Increase of Eligible Buyers: At the proponents' projected annual $1 billion level, HCD estimates that this activity will generate economic benefits that include 46,000 construction period jobs and 9,300 ongoing jobs. HCD further estimates an economic boost of $12.5 billion in direct and indirect economic benefits to communities statewide.
Community Improvements: HCD states that it believes such an annual investment in housing statewide will improve communities, bring in retail and services, and redevelop communities and neighborhoods where wide swaths of foreclosed homes, deserted businesses and abandoned developments make areas unlivable, thus creating regions that are more appealing to purchasers of new and previously occupied homes.

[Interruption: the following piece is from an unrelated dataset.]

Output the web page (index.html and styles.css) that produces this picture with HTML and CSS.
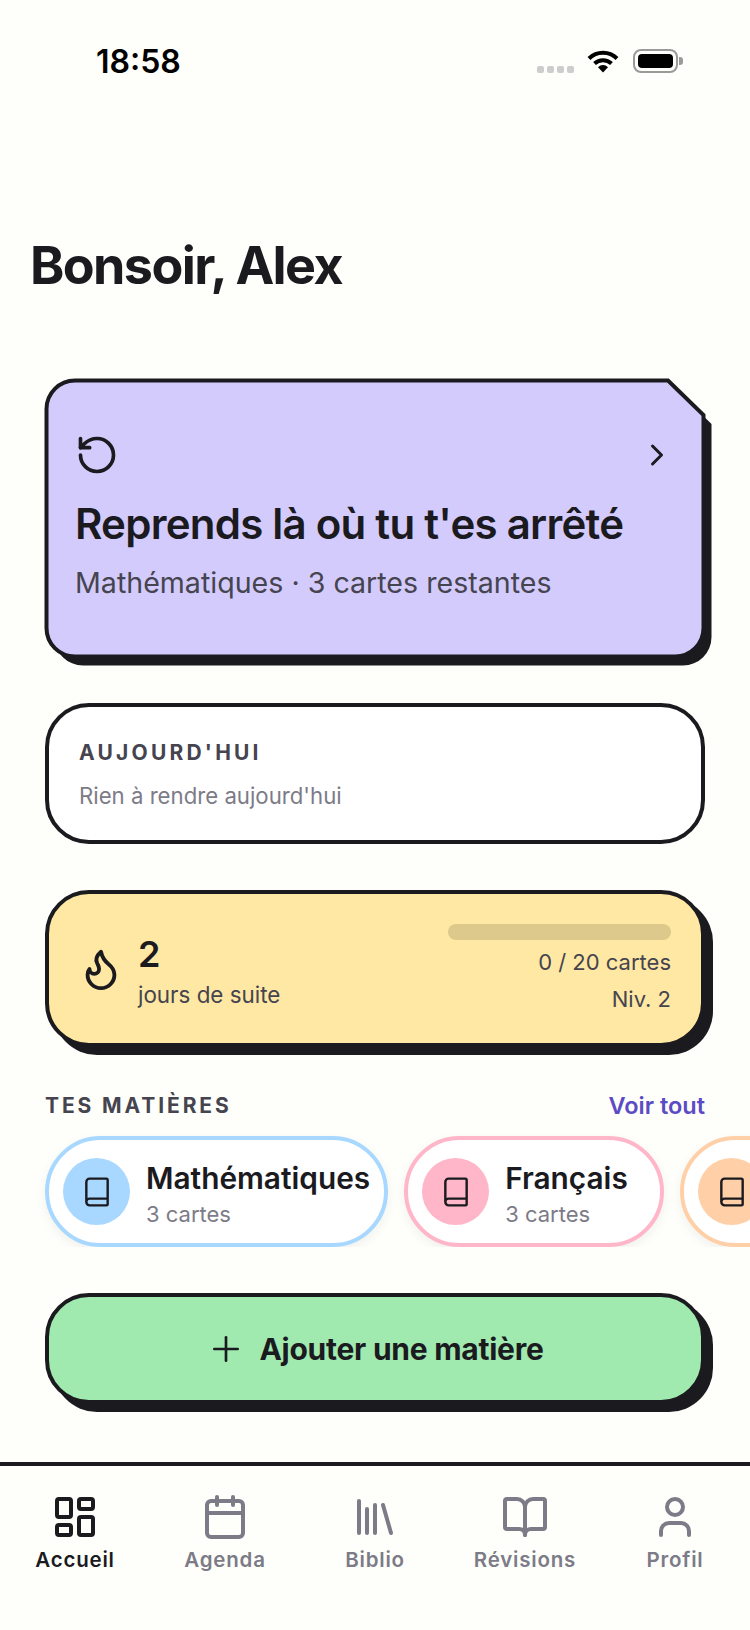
FILE: index.html
```html
<!DOCTYPE html>
<html lang="fr">
<head>
<meta charset="UTF-8">
<title>Accueil</title>
<link rel="stylesheet" href="styles.css">
</head>
<body>

<div class="status-bar">
	<span class="status-time">18:58</span>
	<div class="status-icons">
		<div class="signal-dots"><i></i><i></i><i></i><i></i></div>
		<svg class="wifi" width="32" height="24" viewBox="0 0 32 24">
			<path d="M2 9.5a20 20 0 0 1 28 0" fill="none" stroke="#000" stroke-width="4"/>
			<path d="M7.5 14.5a12.4 12.4 0 0 1 17 0" fill="none" stroke="#000" stroke-width="4"/>
			<path d="M11 18.2a7 7 0 0 1 10 0L16 23.5z" fill="#000"/>
		</svg>
		<div class="battery"><div class="battery-fill"></div></div>
		<div class="battery-nub"></div>
	</div>
</div>

<h1 class="greeting">Bonsoir, Alex</h1>

<div class="content">
	<!-- carte reprendre, coin coupe dessine en svg -->
	<div class="card-resume">
		<svg class="card-resume-bg" width="660" height="279" viewBox="0 0 660 279">
			<path transform="translate(8 9)" d="M30 1.5H623L658.5 36V249a28.5 28.5 0 0 1-28.5 28.5H30A28.5 28.5 0 0 1 1.5 249V30A28.5 28.5 0 0 1 30 1.5z" fill="#1a1a1f"/>
			<path d="M30 1.5H623L658.5 36V249a28.5 28.5 0 0 1-28.5 28.5H30A28.5 28.5 0 0 1 1.5 249V30A28.5 28.5 0 0 1 30 1.5z" fill="#d4cbfd" stroke="#1a1a1f" stroke-width="4"/>
		</svg>
		<div class="card-resume-top">
			<svg class="ico" width="44" height="44" viewBox="0 0 24 24"><path d="M3 12a9 9 0 1 0 9-9 9.75 9.75 0 0 0-6.74 2.74L3 8"/><path d="M3 3v5h5"/></svg>
			<svg class="ico" width="36" height="36" viewBox="0 0 24 24"><path d="m9 18 6-6-6-6"/></svg>
		</div>
		<div class="card-resume-title">Reprends là où tu t'es arrêté</div>
		<div class="card-resume-sub">Mathématiques · 3 cartes restantes</div>
	</div>

	<div class="card-today">
		<div class="label">AUJOURD'HUI</div>
		<div class="card-today-text">Rien à rendre aujourd'hui</div>
	</div>

	<div class="card-streak">
		<svg class="ico" width="46" height="46" viewBox="0 0 24 24"><path d="M8.5 14.5A2.5 2.5 0 0 0 11 12c0-1.38-.5-2-1-3-1.072-2.143-.224-4.054 2-6 .5 2.5 2 4.9 4 6.5 2 1.6 3 3.5 3 5.5a7 7 0 1 1-14 0c0-1.153.433-2.294 1-3a2.5 2.5 0 0 0 2.5 2.5z"/></svg>
		<div class="streak-left">
			<div class="streak-num">2</div>
			<div class="streak-text">jours de suite</div>
		</div>
		<div class="streak-right">
			<div class="progress"></div>
			<div class="streak-count">0 / 20 cartes</div>
			<div class="streak-level">Niv. 2</div>
		</div>
	</div>

	<div class="section-head">
		<span class="label">TES MATIÈRES</span>
		<span class="see-all">Voir tout</span>
	</div>
</div>

<div class="chips">
	<div class="chip chip-blue">
		<div class="chip-circle"><svg class="ico ico-thin" width="32" height="32" viewBox="0 0 24 24"><path d="M4 19.5v-15A2.5 2.5 0 0 1 6.5 2H19a1 1 0 0 1 1 1v18a1 1 0 0 1-1 1H6.5a1 1 0 0 1 0-5H20"/></svg></div>
		<div class="chip-body">
			<div class="chip-name">Mathématiques</div>
			<div class="chip-sub">3 cartes</div>
		</div>
	</div>
	<div class="chip chip-pink">
		<div class="chip-circle"><svg class="ico ico-thin" width="32" height="32" viewBox="0 0 24 24"><path d="M4 19.5v-15A2.5 2.5 0 0 1 6.5 2H19a1 1 0 0 1 1 1v18a1 1 0 0 1-1 1H6.5a1 1 0 0 1 0-5H20"/></svg></div>
		<div class="chip-body">
			<div class="chip-name">Français</div>
			<div class="chip-sub">3 cartes</div>
		</div>
	</div>
	<div class="chip chip-orange">
		<div class="chip-circle"><svg class="ico ico-thin" width="32" height="32" viewBox="0 0 24 24"><path d="M4 19.5v-15A2.5 2.5 0 0 1 6.5 2H19a1 1 0 0 1 1 1v18a1 1 0 0 1-1 1H6.5a1 1 0 0 1 0-5H20"/></svg></div>
	</div>
</div>

<div class="content">
	<div class="btn-add">
		<svg class="ico ico-plus" width="40" height="40" viewBox="0 0 24 24"><path d="M5 12h14"/><path d="M12 5v14"/></svg>
		<span>Ajouter une matière</span>
	</div>
</div>

<div class="tabbar">
	<div class="tab tab-active">
		<svg class="ico" width="48" height="48" viewBox="0 0 24 24"><rect x="3" y="3" width="7" height="9" rx="1"/><rect x="14" y="3" width="7" height="5" rx="1"/><rect x="14" y="12" width="7" height="9" rx="1"/><rect x="3" y="16" width="7" height="5" rx="1"/></svg>
		<span>Accueil</span>
	</div>
	<div class="tab">
		<svg class="ico" width="48" height="48" viewBox="0 0 24 24"><path d="M8 2v4"/><path d="M16 2v4"/><rect x="3" y="4" width="18" height="18" rx="2"/><path d="M3 10h18"/></svg>
		<span>Agenda</span>
	</div>
	<div class="tab">
		<svg class="ico" width="48" height="48" viewBox="0 0 24 24"><path d="m16 6 4 14"/><path d="M12 6v14"/><path d="M8 8v12"/><path d="M4 4v16"/></svg>
		<span>Biblio</span>
	</div>
	<div class="tab">
		<svg class="ico" width="48" height="48" viewBox="0 0 24 24"><path d="M12 7v14"/><path d="M3 18a1 1 0 0 1-1-1V4a1 1 0 0 1 1-1h5a4 4 0 0 1 4 4 4 4 0 0 1 4-4h5a1 1 0 0 1 1 1v13a1 1 0 0 1-1 1h-6a3 3 0 0 0-3 3 3 3 0 0 0-3-3z"/></svg>
		<span>Révisions</span>
	</div>
	<div class="tab">
		<svg class="ico" width="48" height="48" viewBox="0 0 24 24"><path d="M19 21v-2a4 4 0 0 0-4-4H9a4 4 0 0 0-4 4v2"/><circle cx="12" cy="7" r="4"/></svg>
		<span>Profil</span>
	</div>
</div>

</body>
</html>
```

FILE: styles.css
```css
/* base */
body {
	margin: 0;
	width: 750px;
	height: 1630px;
	overflow: hidden;
	background-color: #fefffa;
	color: #1a1a1f;
	font-family: "Inter", "Liberation Sans", sans-serif;
}

.ico {
	display: block;
	flex: none;
	fill: none;
	stroke: currentColor;
	stroke-width: 2;
	stroke-linecap: round;
	stroke-linejoin: round;
}

.label {
	font-size: 21px;
	font-weight: 700;
	letter-spacing: 3.2px;
	color: #45444f;
}

.content {
	padding: 0 45px;
}

/* status bar */
.status-bar {
	height: 122px;
	display: flex;
	justify-content: space-between;
	align-items: center;
	padding-left: 96px;
	padding-right: 67px;
	box-sizing: border-box;
}

.status-time {
	font-size: 32px;
	font-weight: 600;
	color: #000;
}

.status-icons {
	display: flex;
	align-items: center;
}

.signal-dots {
	display: flex;
	gap: 3px;
	margin-top: 17px;
	margin-right: 13px;
}

.signal-dots i {
	width: 7px;
	height: 7px;
	border-radius: 2px;
	background-color: #cdcdcd;
}

.wifi {
	margin-right: 14px;
}

.battery {
	width: 45px;
	height: 24px;
	padding: 3px;
	box-sizing: border-box;
	border: 2px solid #9a9a9a;
	border-radius: 8px;
}

.battery-fill {
	height: 100%;
	background-color: #000;
	border-radius: 4px;
}

.battery-nub {
	width: 4px;
	height: 8px;
	margin-left: 1px;
	background-color: #9a9a9a;
	border-radius: 0 3px 3px 0;
}

/* titre */
.greeting {
	margin: 114px 0 83px 30px;
	font-size: 52px;
	line-height: 60px;
	font-weight: 700;
	letter-spacing: -1.6px;
}

/* carte reprendre */
.card-resume {
	position: relative;
	height: 279px;
	padding: 54px 30px 0;
	box-sizing: border-box;
}

.card-resume-bg {
	position: absolute;
	top: 0;
	left: 0;
	overflow: visible;
}

.card-resume-top {
	position: relative;
	display: flex;
	justify-content: space-between;
	align-items: center;
}

.card-resume-title {
	position: relative;
	margin-top: 23px;
	font-size: 42px;
	line-height: 48px;
	font-weight: 600;
	letter-spacing: -0.75px;
}

.card-resume-sub {
	position: relative;
	margin-top: 17px;
	font-size: 28.6px;
	line-height: 36px;
	color: #45444f;
}

/* carte aujourd'hui */
.card-today {
	height: 141px;
	margin-top: 45px;
	padding: 33px 30px 0;
	box-sizing: border-box;
	background-color: #fff;
	border: 4px solid #1a1a1f;
	border-radius: 44px;
}

.card-today .label {
	line-height: 26px;
}

.card-today-text {
	margin-top: 16px;
	font-size: 22.2px;
	line-height: 28px;
	color: #7c7b87;
}

/* carte serie */
.card-streak {
	display: flex;
	align-items: center;
	height: 157px;
	margin-top: 46px;
	padding: 0 30px 0 29px;
	box-sizing: border-box;
	background-color: #ffe8a3;
	border: 4px solid #1a1a1f;
	border-radius: 44px;
	box-shadow: 8px 8px 0 #1a1a1f;
}

.streak-left {
	margin-left: 14px;
	padding-top: 4px;
}

.streak-num {
	font-size: 36px;
	line-height: 44px;
	font-weight: 600;
}

.streak-text {
	margin-top: 5px;
	font-size: 22.4px;
	line-height: 28px;
	color: #45444f;
}

.streak-right {
	margin-left: auto;
	width: 223px;
	text-align: right;
	font-size: 22px;
	line-height: 28px;
	color: #45444f;
}

.progress {
	height: 16px;
	margin-bottom: 8px;
	background-color: #dcc98b;
	border-radius: 8px;
}

.streak-level {
	margin-top: 9px;
}

/* matieres */
.section-head {
	display: flex;
	justify-content: space-between;
	align-items: center;
	margin-top: 46px;
	line-height: 26px;
}

.section-head .label {
	letter-spacing: 2.9px;
}

.see-all {
	font-size: 23.5px;
	font-weight: 600;
	color: #5b4bc4;
}

.chips {
	display: flex;
	gap: 16px;
	overflow: hidden;
	margin-top: 5px;
	padding: 12px 0 0 45px;
}

.chip {
	display: flex;
	align-items: center;
	flex: none;
	gap: 16px;
	min-width: 260px;
	height: 111px;
	padding: 0 14px;
	box-sizing: border-box;
	background-color: #fff;
	border: 4px solid;
	border-radius: 56px;
	box-shadow: 0 4px 12px rgba(0, 0, 0, 0.06);
}

.chip-circle {
	display: flex;
	justify-content: center;
	align-items: center;
	width: 67px;
	height: 67px;
	border-radius: 50%;
}

.chip-body {
	padding-top: 4px;
}

.ico-thin {
	stroke-width: 1.8;
}

.chip-blue {
	border-color: #a8d8ff;
}
.chip-blue .chip-circle {
	background-color: #a8d8ff;
}

.chip-pink {
	border-color: #ffb6c8;
}
.chip-pink .chip-circle {
	background-color: #ffb6c8;
}

.chip-orange {
	border-color: #ffd0a8;
}
.chip-orange .chip-circle {
	background-color: #ffd0a8;
}

.chip-name {
	font-size: 29.8px;
	line-height: 36px;
	font-weight: 600;
}

.chip-sub {
	margin-top: 4px;
	font-size: 22px;
	line-height: 28px;
	color: #7c7b87;
}

/* bouton ajouter */
.btn-add {
	display: flex;
	justify-content: center;
	align-items: center;
	gap: 13px;
	height: 111px;
	margin-top: 46px;
	box-sizing: border-box;
	background-color: #a0eab0;
	border: 4px solid #1a1a1f;
	border-radius: 44px;
	box-shadow: 8px 8px 0 #1a1a1f;
	font-size: 30px;
	font-weight: 700;
	letter-spacing: -0.25px;
}

.ico-plus {
	stroke-width: 1.6;
}

/* barre du bas */
.tabbar {
	display: flex;
	margin-top: 58px;
	padding-top: 27px;
	border-top: 4px solid #1a1a1f;
}

.tab {
	flex: 1;
	display: flex;
	flex-direction: column;
	align-items: center;
	font-size: 20.5px;
	line-height: 24px;
	font-weight: 600;
	letter-spacing: 0.8px;
	color: #7c7b87;
}

.tab span {
	margin-top: 7px;
}

.tab-active {
	color: #1a1a1f;
}
```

3. C.A.R. expressly indicated to HCD in 2008 that it could support the following Sources of Permanent Funding for Affordable Housing:
a) Creation of a secondary market for California mortgages; similar to the “Callie Mae” effort of the ‘80’s. b) Tax credit to businesses that provide housing assistance to employees. c) Tax credit for private investment in affordable housing. d) Voluntary tax check-off dedicated to affordable housing projects. e) Raise the redevelopment low-mod increment from 20% to 30%. f) Fair share allocation to state from National Housing Trust Fund. g) Housing bonds. (C.A.R. actively supported passage of Proposition 1C.) h) Unused redevelopment housing set-aside funds placed in the State Housing Trust Fund. i) Gas tax dedication of a percentage to area housing production. (C.A.R. would support if proceeds dedicated to such affirmative uses as density bonus incentives, urban infill projects and mixed use developments.) j) Tax write-off for contributions to housing trust funds.
Do any of these C.A.R.-recommended options warrant a repeated recommendation to HCD in place of the two sources recommended by HCD above; should C.A.R support the HCD recommended sources; or should C.A.R., consistent with existing policy, simply oppose the HCD-recommended sources?